Much interest has been devoted, for the last two decades, to the investigation of the bulk properties of hot and dense nuclear matter produced in energetic heavy-ion collisions. Despite the tremendous progress accomplished so far1, the dynamical collision process is not yet sufficiently understood to extract unambiguous information on the fundamental properties of nuclear matter and the underlying equation of state. Further studies both experimentally and theoretically are therefore still needed. In this context, a large systematic study of different symmetric reactions has been achieved recently with the FOPI detector2 at the SIS accelerator of GSI-Darmstadt, where different entrance channel parameters (the size of the system, its isospin and the beam energy) were varied. The production of intermediate mass fragments (IMFs) and the degree of equilibration attained during the collision were among the main aspects of interest. By varying the size of the interacting nuclei, one can explore the influence of phenomena like stopping, compression and decompression on the formation of IMFs, which is expected to be particularly important in central collisions3. A deep understanding of the mechanism of IMF production, the so-called “multifragmentation”, is of special interest as it might be related to the possible occurence of a liquid-gas phase transition in finite nuclear systems.
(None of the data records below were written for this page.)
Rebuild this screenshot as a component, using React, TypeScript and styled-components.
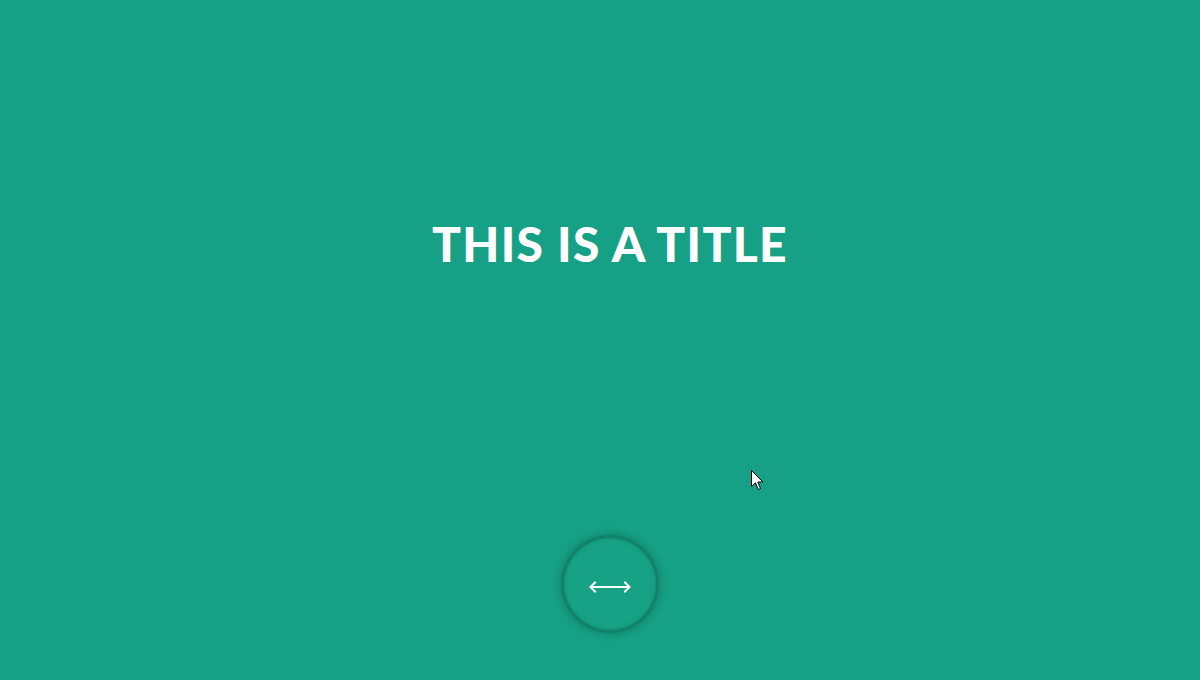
import React from "react";
import styled, { createGlobalStyle } from "styled-components";

const Global = createGlobalStyle`
  html, body { margin: 0; padding: 0; background: #16a085; }
  #root { min-height: 100vh; }
`;

const Page = styled.main`
  position: relative;
  box-sizing: border-box;
  width: 100%;
  height: 680px;
  padding-left: 20px;
  background: #16a085;
  display: flex;
  flex-direction: column;
  align-items: center;
  font-family: Lato, "Open Sans", sans-serif;
  overflow: hidden;
`;

const Title = styled.h1`
  margin: 216px 0 0;
  font-family: Lato, sans-serif;
  font-weight: 900;
  font-size: 48px;
  line-height: 56px;
  letter-spacing: 1.3px;
  color: #ffffff;
  text-transform: uppercase;
`;

const Spacer = styled.div`
  flex: 1;
`;

const CircleButton = styled.button`
  box-sizing: border-box;
  width: 98px;
  height: 98px;
  margin-bottom: 47px;
  border-radius: 50%;
  border: 3px solid rgba(12, 100, 80, 0.5);
  background: #17a285;
  box-shadow: 0 0 5px 3px rgba(12, 100, 80, 0.3), inset 0 0 3px 1px rgba(12, 100, 80, 0.25);
  display: flex;
  align-items: center;
  justify-content: center;
  cursor: pointer;
  padding: 6px 0 0;
`;

const Cursor = styled.svg`
  position: absolute;
  left: 751px;
  top: 470px;
`;

export default function App() {
  return (
    <>
      <Global />
      <Page>
        <Title>This is a title</Title>
        <Spacer />
        <CircleButton aria-label="swap">
          <svg width="42" height="12" viewBox="0 0 42 12" fill="none">
            <path d="M1.5 6H40.5" stroke="#fff" strokeWidth="2" />
            <path d="M6 1.5L1.5 6L6 10.5" stroke="#fff" strokeWidth="2" strokeLinecap="square" />
            <path d="M36 1.5L40.5 6L36 10.5" stroke="#fff" strokeWidth="2" strokeLinecap="square" />
          </svg>
        </CircleButton>
        <Cursor width="13" height="21" viewBox="0 0 13 21">
          <path
            d="M0.5 0.5 L0.5 16.5 L4.5 12.8 L7.2 19.5 L9.5 18.5 L6.8 12 L12 12 Z"
            fill="#fff"
            stroke="#000"
            strokeWidth="1"
          />
        </Cursor>
      </Page>
    </>
  );
}
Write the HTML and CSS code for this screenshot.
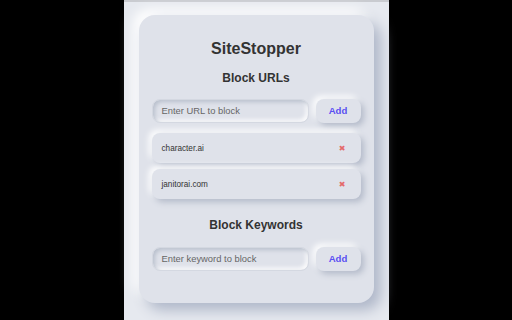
FILE: index.html
```html
<!DOCTYPE html>
<html>
<head>
<meta charset="utf-8">
<link rel="stylesheet" href="styles.css">
</head>
<body>
<div class="panel">
  <div class="card">
    <h1 class="title">SiteStopper</h1>
    <h2 class="heading">Block URLs</h2>
    <div class="row">
      <div class="input">Enter URL to block</div>
      <div class="btn">Add</div>
    </div>
    <div class="list">
      <div class="item"><span class="name">character.ai</span><span class="del">&#x2716;</span></div>
      <div class="item"><span class="name">janitorai.com</span><span class="del">&#x2716;</span></div>
    </div>
    <h2 class="heading heading-kw">Block Keywords</h2>
    <div class="row row-kw">
      <div class="input">Enter keyword to block</div>
      <div class="btn">Add</div>
    </div>
  </div>
</div>
</body>
</html>
```
FILE: styles.css
```css
html, body {
  margin: 0;
  padding: 0;
  background: #000;
  font-family: "Liberation Sans", Arial, sans-serif;
}
body {
  display: flex;
  justify-content: center;
  height: 320px;
  overflow: hidden;
}
.panel {
  width: 265px;
  height: 320px;
  box-sizing: border-box;
  background: #e6e9ef;
  border-top: 2px solid #c9cbd0;
  padding: 13px 15px 0 15px;
}
.card {
  width: 235px;
  height: 288px;
  box-sizing: border-box;
  background: #dfe2ea;
  border-radius: 16px;
  box-shadow: 7px 7px 14px #aeb6c8, -6px -6px 12px #ffffff;
  padding: 24px 13px 0 13px;
  display: flex;
  flex-direction: column;
}
.title {
  margin: 0;
  font-size: 16px;
  line-height: 20px;
  font-weight: bold;
  color: #333;
  text-align: center;
}
.heading {
  margin: 11px 0 0 0;
  font-size: 12px;
  line-height: 16px;
  font-weight: bold;
  color: #333;
  text-align: center;
}
.heading-kw {
  margin-top: 18px;
}
.row {
  display: flex;
  gap: 7px;
  margin-top: 13px;
  height: 24px;
}
.row-kw {
  margin-top: 14px;
}
.input {
  flex: 1;
  box-sizing: border-box;
  border-radius: 8px;
  background: #dfe2ea;
  box-shadow: inset 2px 2px 4px #b8bfcc, inset -2px -2px 4px #ffffff;
  border: 1px solid #d4d8e1;
  padding-left: 9px;
  font-size: 9.4px;
  line-height: 22px;
  color: #666;
}
.btn {
  width: 45px;
  box-sizing: border-box;
  border-radius: 8px;
  background: #dfe2ea;
  box-shadow: 3px 3px 6px #b3bac9, -3px -3px 6px #ffffff;
  font-size: 9.6px;
  font-weight: bold;
  color: #5a4ff2;
  text-align: center;
  line-height: 24px;
}
.list {
  display: flex;
  flex-direction: column;
  gap: 6px;
  margin-top: 10px;
}
.item {
  height: 30px;
  box-sizing: border-box;
  border-radius: 8px;
  background: #dfe2ea;
  box-shadow: 3px 3px 6px #b3bac9, -3px -3px 6px #ffffff;
  display: flex;
  align-items: center;
  justify-content: space-between;
  padding: 0 15px 0 10px;
}
.name {
  font-size: 8.2px;
  color: #333;
}
.del {
  font-size: 8px;
  color: #e46a6a;
  font-family: "DejaVu Sans", sans-serif;
}
```
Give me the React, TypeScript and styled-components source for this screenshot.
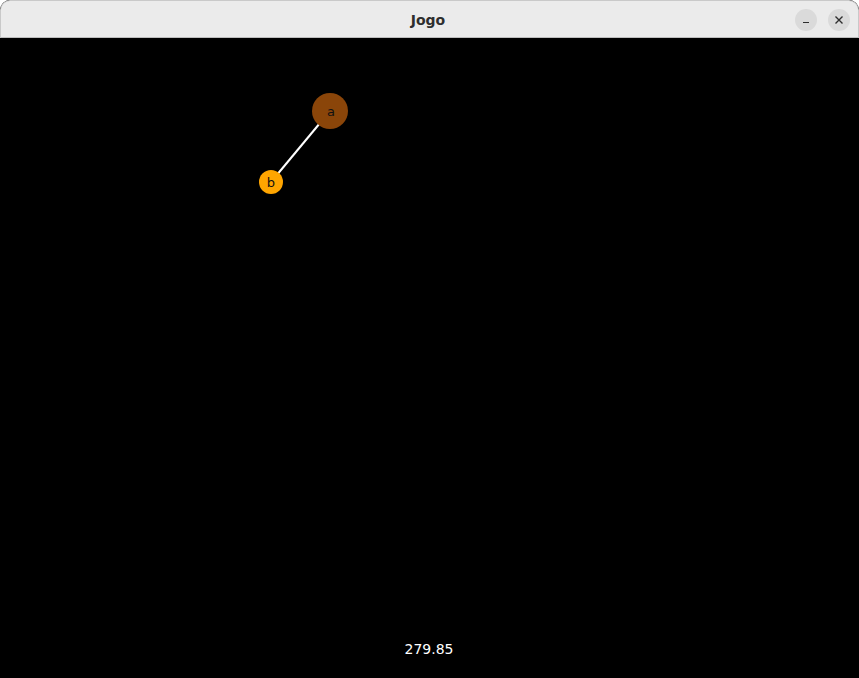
import React from "react";
import styled, { createGlobalStyle } from "styled-components";

const Global = createGlobalStyle`
  html, body { margin: 0; padding: 0; background: #ffffff; }
  body { font-family: "DejaVu Sans", "Noto Sans", sans-serif; }
`;

const Window = styled.div`
  width: 859px;
  height: 678px;
  display: flex;
  flex-direction: column;
  overflow: hidden;
  border-radius: 10px 10px 0 0;
  background: #000;
`;

const TitleBar = styled.div`
  flex: none;
  background: #ebebeb;
  border: 1px solid #c9c9c9;
  border-bottom: 1px solid #bdbdbd;
  border-radius: 10px 10px 0 0;
  box-sizing: content-box;
  display: grid;
  grid-template-columns: 1fr auto 1fr;
  align-items: center;
  height: 36px;
`;

const Title = styled.div`
  grid-column: 2;
  font-family: "DejaVu Sans", sans-serif;
  font-weight: bold;
  font-size: 14px;
  color: #2e2e2e;
  padding-top: 1px;
  padding-right: 3px;
`;

const Controls = styled.div`
  grid-column: 3;
  justify-self: end;
  display: flex;
  gap: 11px;
  padding-right: 8px;
  padding-top: 1px;
`;

const WinButton = styled.div`
  width: 22px;
  height: 22px;
  border-radius: 50%;
  background: #dadada;
  display: flex;
  align-items: center;
  justify-content: center;
  color: #2e2e2e;
`;

const Canvas = styled.div`
  position: relative;
  flex: 1;
  background: #000;
  display: flex;
  flex-direction: column;
  justify-content: flex-end;
  align-items: center;
`;

const Graph = styled.svg`
  position: absolute;
  left: 0;
  top: 0;
`;

const Score = styled.div`
  font-family: "DejaVu Sans", sans-serif;
  font-size: 14px;
  color: #ffffff;
  padding-bottom: 21px;
  padding-right: 1px;
`;

export default function App() {
  return (
    <>
      <Global />
      <Window>
        <TitleBar>
          <Title>Jogo</Title>
          <Controls>
            <WinButton>
              <svg width="10" height="10" viewBox="0 0 10 10">
                <line x1="2" y1="7.5" x2="8" y2="7.5" stroke="#2e2e2e" strokeWidth="1.2" />
              </svg>
            </WinButton>
            <WinButton>
              <svg width="10" height="10" viewBox="0 0 10 10">
                <path d="M1.5 1.5 L8.5 8.5 M8.5 1.5 L1.5 8.5" stroke="#2e2e2e" strokeWidth="1.4" />
              </svg>
            </WinButton>
          </Controls>
        </TitleBar>
        <Canvas>
          <Graph width="859" height="640" viewBox="0 0 859 640">
            <line x1="330" y1="73" x2="271" y2="144" stroke="#ffffff" strokeWidth="2" />
            <circle cx="330" cy="73" r="18" fill="#8a4509" />
            <text x="331" y="78" fontSize="13" fontFamily="DejaVu Sans, sans-serif" textAnchor="middle" fill="#111">a</text>
            <circle cx="271" cy="144" r="12" fill="#ffa500" />
            <text x="271" y="149" fontSize="13" fontFamily="DejaVu Sans, sans-serif" textAnchor="middle" fill="#111">b</text>
          </Graph>
          <Score>279.85</Score>
        </Canvas>
      </Window>
    </>
  );
}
Using, on the other hand, different combinations of equal mass projectile and target nuclei which differ only by their isospin content, one can investigate the degree of mixing of projectile and target nucleons. This offers a very promising method to probe the question of whether or not a global equilibrium is reached during the collision, which is the basic assumption in applying statistical concepts to describe the dissociation of the nuclear system. This issue is also of high interest in a microscopic approach of the collision process as the degree of mixing of projectile and target nucleons is expected to be particularly sensitive to the elementary in-medium interactions4.